Sekolah Hukum Pengayoman sejalan dengan semangat “Merdeka Belajar Kampus Merdeka”, untuk menumbuhkan kesadaran dan membangun keberpihakan generasi muda terhadap masyarakat adat. Oleh karena itu, pelibatan mahasiswa untuk turut ambil bagian dalam menjadi penting. Sebaliknya, masyarakat adat dapat menyerap informasi dan wawasan baru tentang hukum, sehinga dihasilkan kader-kader dari masyarakat adat yang memiliki kesadaran hukum. Metode belajar yang digunakan dalam Sekolah Hukum Pengayoman ini juga mengedepankan partisipasi kader-kader masyarakat adat dalam mengelaborasi pengalaman dan aspirasinya.

Pada hari pertama pelaksanaan Sekolah Hukum Pengayoman, kader-kader masyarakat adat diajak untuk memahami pluralisme hukum di Indonesia, dan mengkritisi keterkaitan antara hukum adat dan hukum negara. Pada hari kedua, kader-kader masyarakat adat diajak untuk mengetahui dasar-dasar hukum perjanjian, dan mengkritisi beberapa klasusul dalam perjanjian yang berpotensi merugikan masyarakat adat. Hal ini dilakukan sebagai upaya menumbuhkan kesadaran hukum kritis pada masyarakat adat dalam menjaga kelangsungan ruang hidupnya. Sebagai masyarakat yang bertumpu pada pertanian, keberadaan lahan pertanian adalah inti kebudayaan masyarakat adat di kedua kasepuhan ini. Sebagai penutup dalam kegiatan ini, peserta kegiatan diminta untuk menggambar peta wilayah adatnya secara kolektif, antara generasi muda dan generasi tua. Proses ini adalah bentuk penyadaran gap pengetahuan antar generasi atas cakupan wilayah adatnya.

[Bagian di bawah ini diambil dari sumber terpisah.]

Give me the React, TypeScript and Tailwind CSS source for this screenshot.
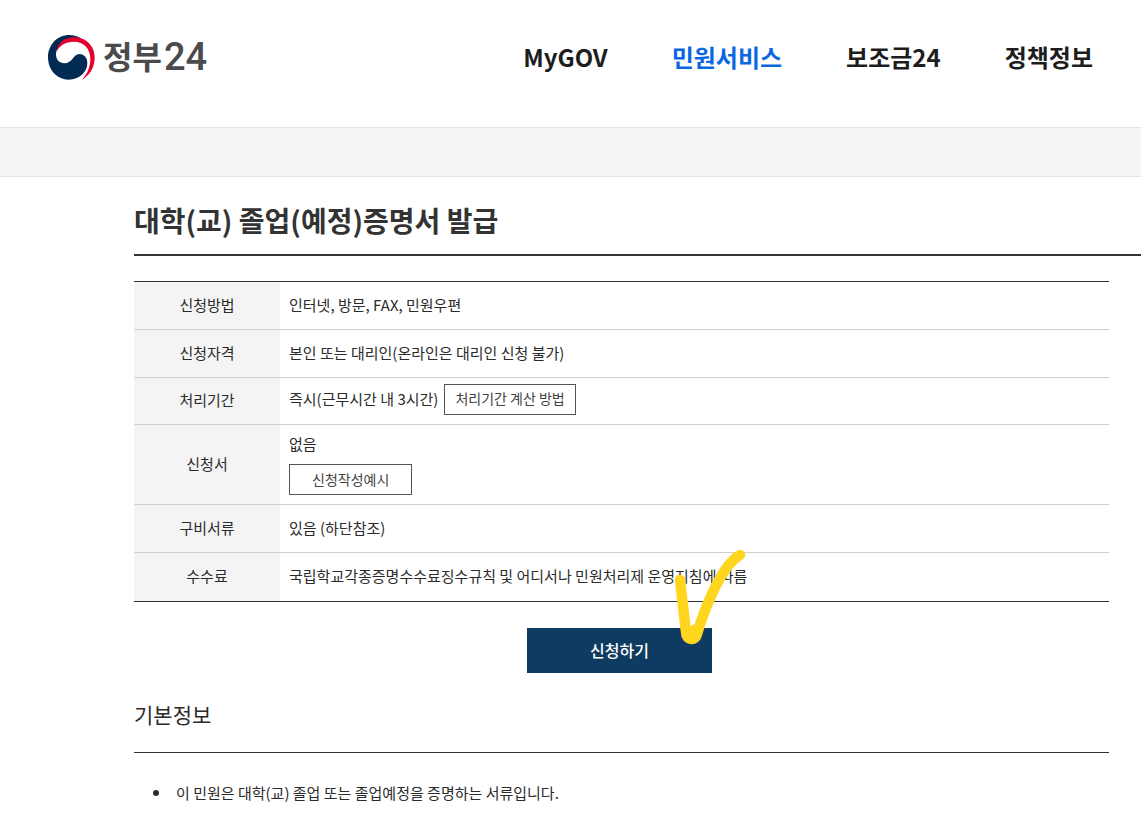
import type { ReactNode } from "react";

const navItems = [
  { label: "MyGOV", active: false },
  { label: "민원서비스", active: true },
  { label: "보조금24", active: false },
  { label: "정책정보", active: false },
];

function Emblem() {
  return (
    <svg viewBox="0 0 141 135" className="h-[45px] w-[47px]" aria-hidden="true">
      <path
        fill="#002b52"
        d="M64 0C27 0 0 30 0 67c0 38 27 67 62 67 32 0 56-22 56-50 0-16-10-27-24-27-19 0-20 28-45 28-15 0-25-11-25-27C24 34 48 15 100 11 90 4 77 0 64 0Z"
      />
      <path
        fill="#e5002e"
        d="M25 50C29 22 51 7 78 7c36 0 62 26 62 60 0 30-15 55-38 67 16-17 25-38 25-62 0-31-19-52-50-52-24 0-41 10-52 30Z"
      />
    </svg>
  );
}

function CheckStroke() {
  return (
    <svg viewBox="0 0 76 100" className="pointer-events-none absolute -top-20 -right-9 h-[100px] w-[76px]" aria-hidden="true">
      <path
        d="M8 32C10 50 12 67 14 84C14 93 24 93 25 86C31 66 48 18 68 7"
        fill="none"
        stroke="#ffd51e"
        strokeWidth="10.5"
        strokeLinecap="round"
        strokeLinejoin="round"
      />
      <path d="M14 82L19 88L25 84L22 76Z" fill="#ffd51e" />
    </svg>
  );
}

function SmallButton({ children, className }: { children: ReactNode; className: string }) {
  return (
    <button type="button" className={`h-[31px] border border-[#555] bg-white pb-0.5 text-sm leading-5 text-[#444] ${className}`}>
      {children}
    </button>
  );
}

function Row({ title, children, height }: { title: string; children: ReactNode; height: string }) {
  return (
    <tr className={`border-b border-[#cfcfcf] last:border-[#333] ${height}`}>
      <th scope="row" className="w-[146px] bg-[#f4f4f4] pb-0.5 text-center font-normal">
        {title}
      </th>
      <td className="pb-0.5 pl-[9px]">{children}</td>
    </tr>
  );
}

export default function App() {
  return (
    <div className="min-h-screen bg-white font-['Noto_Sans_CJK_KR',sans-serif] text-[15px] leading-6 text-[#2b2b2b]">
      <header className="flex h-[127px] items-start justify-between px-12 pt-[34px]">
        <a href="#" className="flex items-center gap-2 text-[#4b4b4d]" aria-label="정부24">
          <Emblem />
          <span className="flex items-center gap-0.5">
            <span className="pb-1 text-[32px] leading-[42px] font-bold">정부</span>
            <span className="font-[Roboto,sans-serif] text-[38px] leading-[46px] font-medium">24</span>
          </span>
        </a>
        <nav className="flex gap-16 text-2xl leading-[46px] font-bold">
          {navItems.map((item) => (
            <a key={item.label} href="#" className={item.active ? "text-[#0b66e4]" : "text-[#1d1d1d]"}>
              {item.label}
            </a>
          ))}
        </nav>
      </header>

      <div className="h-[50px] border-y border-[#e3e3e3] bg-[#f6f4f5]" />

      <main className="pl-[134px]">
        <h1 className="border-b-2 border-[#333] pt-[23px] pb-[14px] text-[28px] leading-10 font-bold text-[#333]">
          대학(교) 졸업(예정)증명서 발급
        </h1>

        <div className="pt-[25px] pr-8">
          <table className="w-full border-collapse border-t border-[#333]">
            <tbody>
              <Row title="신청방법" height="h-12">인터넷, 방문, FAX, 민원우편</Row>
              <Row title="신청자격" height="h-12">본인 또는 대리인(온라인은 대리인 신청 불가)</Row>
              <Row title="처리기간" height="h-[47px]">
                <div className="flex items-center gap-1.5 pb-0.5">
                  <span>즉시(근무시간 내 3시간)</span>
                  <SmallButton className="px-2.5">처리기간 계산 방법</SmallButton>
                </div>
              </Row>
              <Row title="신청서" height="h-20">
                <div className="flex flex-col items-start gap-2">
                  <span>없음</span>
                  <SmallButton className="px-[22px]">신청작성예시</SmallButton>
                </div>
              </Row>
              <Row title="구비서류" height="h-12">있음 (하단참조)</Row>
              <Row title="수수료" height="h-[49px]">국립학교각종증명수수료징수규칙 및 어디서나 민원처리제 운영지침에 따름</Row>
            </tbody>
          </table>

          <div className="flex justify-center pt-[26px] pr-1">
            <div className="relative">
              <button type="button" className="h-[45px] w-[185px] bg-[#0f3a61] pb-0.5 text-base font-medium text-white">
                신청하기
              </button>
              <CheckStroke />
            </div>
          </div>

          <h2 className="border-b border-[#333] pt-[25px] pb-[22px] text-[21px] leading-8">기본정보</h2>
          <ul className="flex flex-col pt-7">
            <li className="flex items-center gap-[17px] pl-[19px]">
              <span className="size-[6px] rounded-full bg-[#2b2b2b]" />
              이 민원은 대학(교) 졸업 또는 졸업예정을 증명하는 서류입니다.
            </li>
          </ul>
        </div>
      </main>
    </div>
  );
}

Masyarakat hukum adat sudah lahir dan telah ada jauh sebelum Negara Kesatuan Republik Indonesia terbentuk. Namun, dalam perkembangannya hak-hak tradisionalnya yang harus menyesuaikan dengan prinsip-prinsip dan semangat Negara Kesatuan Republik Indonesia melalui persyaratan-persyaratan normatif dalam peraturan perundang-undangan” urai Valerianus Beatae Jehanu, Dosen Fakultas Hukum, Universitas Katolik Parahyangan. “Pengakuan terhadap masyarakat hukum adat dan wilayah adatnya, termasuk hutannya adalah upaya menjaga kelangsungan ruang hidup kita bersama. Kesadaran hukum kritis diperlukan guna memastikan resiliensi masyarakat hukum adat dari berbagai persoalan hukum yang menggentayanginya” tutupnya.